Mittlerweile ist aufgrund einer Entscheidung des OLG Frankfurt der Sicherungsverwahrte, der das Urteil vor dem EGMR erstritten hatte, freigekommen (Quelle)

AG Recht GRÜNE(Montag MdB): Abschaffung der SV im Jugendstrafrecht & Abschaffung der Nachträglichen SV & Keine SV für Ersttäter & Hohe Hürden bei SV im Urteil * Kleine Anfrage an Bundesregierung

Die Bundesarbeitsgemeinschaft Demokratie und Recht von Bündnis90/DIE GRÜNEN hat am 12. Juni 2010 über die Neuordnung der Sicherungsverwahrung(Sicherungsunterbringung) beraten und am 14. Juni 2010 in der Arbeitsgemeinschaft Recht(AG Recht) neun Thesen beschlossen. Der Rechtspolitische Sprecher Jerzy Montag stellt diese Thesen auf seinen Webseiten der Öffentlichkeit vor. Mit dieser Neuordnung sollen die Möglichkeiten der Verhängung einer Sicherungsunterbringung erheblich eingeschränkt werden. Ein wichtiger Schritt in die richtige Richtung....
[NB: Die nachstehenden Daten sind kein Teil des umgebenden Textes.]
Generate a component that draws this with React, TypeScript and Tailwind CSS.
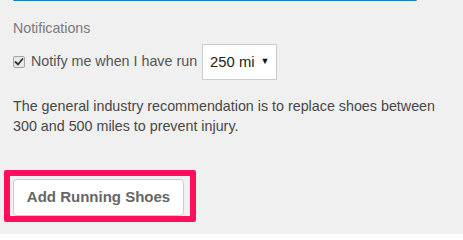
export default function App() {
  return (
    <div className="relative h-[234px] w-[463px] overflow-hidden bg-[#f0f0f0] font-['Liberation_Sans',Arial,sans-serif] text-[14px]">
      {/* bottom edge of the input above */}
      <div className="ml-[13px] h-[2px] w-[404px] -mt-px rounded-b-[2px] border-x-2 border-b-2 border-[#1a7fb8]" />

      <div className="px-[13px]">
        <div className="mt-[19px] text-[14.2px] leading-[17px] text-[#7a7a7a]">Notifications</div>

        <div className="mt-[7px] flex items-center">
          {/* checkbox */}
          <span className="flex h-[12px] w-[12px] items-center justify-center rounded-[2px] border border-[#a5a5a5] bg-[#e9e9e9]">
            <svg viewBox="0 0 12 12" className="h-[10px] w-[10px]">
              <path d="M2 6.2 L4.8 9 L10 2.6" fill="none" stroke="#333" strokeWidth="2.2" strokeLinecap="square" />
            </svg>
          </span>
          <span className="ml-[6px] text-[14.3px] text-[#555]">Notify me when I have run</span>
          {/* select */}
          <div className="ml-[5px] flex h-[36px] w-[75px] items-center border border-[#cccccc] bg-white pl-[7px] text-[14.8px] text-[#222]">
            <span>250 mi</span>
            <span className="ml-[6px] text-[9px] text-[#111]">▼</span>
          </div>
        </div>

        <p className="mt-[16px] text-[14.3px] leading-[20px] text-[#474747]">
          The general industry recommendation is to replace shoes between
          <br />
          300 and 500 miles to prevent injury.
        </p>

        <button
          type="button"
          className="mt-[43px] flex h-[37px] w-[171px] items-center justify-center rounded-[4px] border border-[#cccccc] bg-white text-[15px] font-bold text-[#666]"
        >
          Add Running Shoes
        </button>
      </div>

      {/* highlight annotation */}
      <div className="pointer-events-none absolute left-[4px] top-[170px] h-[52px] w-[192px] rounded-[2px] border-[6px] border-[#ff0f5c]" />
    </div>
  );
}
http://jerzy-montag.de/home/volltext-startseite/archive/2010/juni/16/thesen_zur_neuordnung_der_sicherungsverwahrung/?cHash=ce5af02b21

Ich habe den GRÜNEN Abgeordneten Montag angeschrieben und um weitere Auskünfte gebeten. Die entscheidene Frage ist: Was sind genau Sexual- und Gewalttaten im Detail bzw. welche Straftatbestände in den §§ müssen erfüllt sein, um eine Sicherungsverwahrung im Urteil sofort oder unter Vorbehalt verhängen zu können. Auf keinen Fall darf es nach meiner Rechtsauffassung eine Sicherungsverwahrung schon bei Ersttätern geben. Bei Ersttätern kann eine Gefahrenprognose für den Rest des Lebens eines Täter mit Sicherheit noch nicht abgegeben werden. Wenn der Täter erst zu einer Sicherungsverwahrung verurteil wurde, dann wird es auch bei den 2-jährigen Gutachten kein Gutachter wagen, den Täter wieder freizulassen. Passiert etwas, dann sieht sich der Gutachter auf der Titelseite der Bildzeitung wieder. Die Medien sind bekanntlich die ungeschriebene 4. Macht im Staat. Die GRÜNEN werden sicherlich im Gesetzgebungsverfahren Änderungsanträge stellen. Nur, leider hat die Fraktion in der Opposition nicht viel mitzustimmen, leider.